Similarly, Australia has also seen a rapid growth in the development of UOG, through the extraction of coal bed methane. Exploration has been ongoing since the late 1970s but since 2007 there has been rapid growth in the production of CBM and activities are expected to continue for at least several decades (Australian Government, 2015). The commercial production of CBM in Australia has seen many positive economic impacts in relation to employment numbers and gross value added in nearby regions.

2.4 UOG in Scotland

Scotland currently has a moratorium on planning consents for UOG development in place. Two companies currently hold licences for exploratory drilling, INEOS and IGas. However no drilling has taken place due to the moratorium. INEOS acquired Petroleum Exploration and Development License ( PEDL) 162 in 2014 which area covers 400km 2 in the Midland Valley of Scotland next to PEDL 133 in which INEOS owns a 51% stake of the shale layer (INEOS, 2014). IGas owns PEDL 158 and 163 which are blocks in West Fife and Caithness acquired in December 2013 (IGas, n.d.).

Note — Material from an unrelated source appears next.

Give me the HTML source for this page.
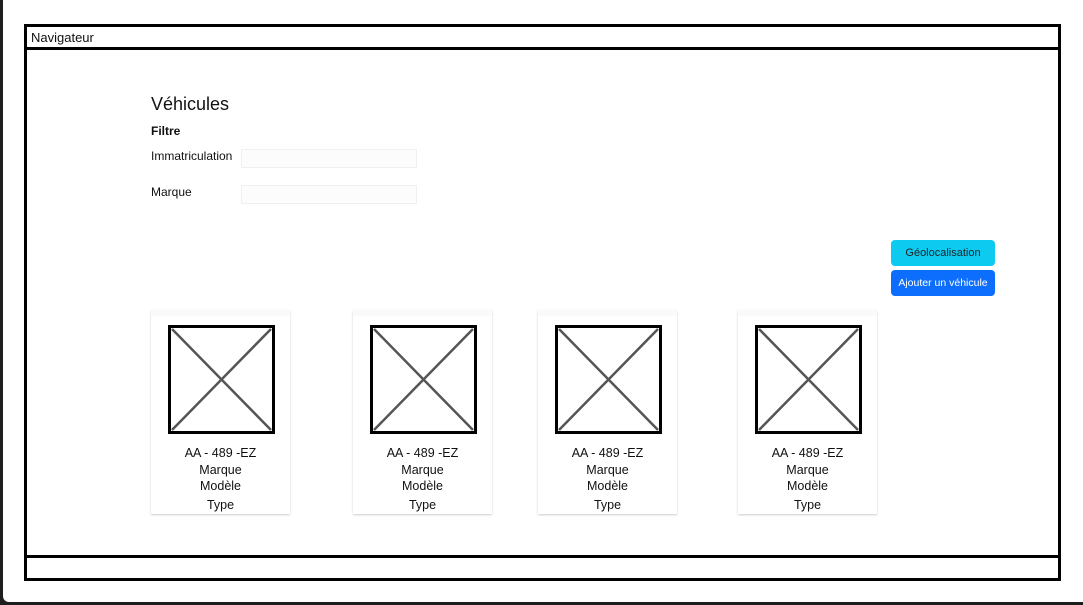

Research conducted by the BGS suggests there could be a potential resource of between 49,400 bcf and 134,600 bcf of shale gas in Scotland (British Geological Survey, 2014). This could be enough for Scotland to reduce the country's reliance on imports for a number of years. However, there remain uncertainties around how much of this is actually technically and economically recoverable in the current economic and energy market climate of low prices.

2.5 The structure of this Report

The remainder of this document is divided into three further sections:

  • Section 3 of this Report outlines our approach to the study and our methodology for the economic impact assessment;
  • Section 4 describes the production scenarios considered in this study;
  • Section 5 presents our findings on the economic contributions to Scotland; and
  • The appendices to this Report produce supporting details for our assessment.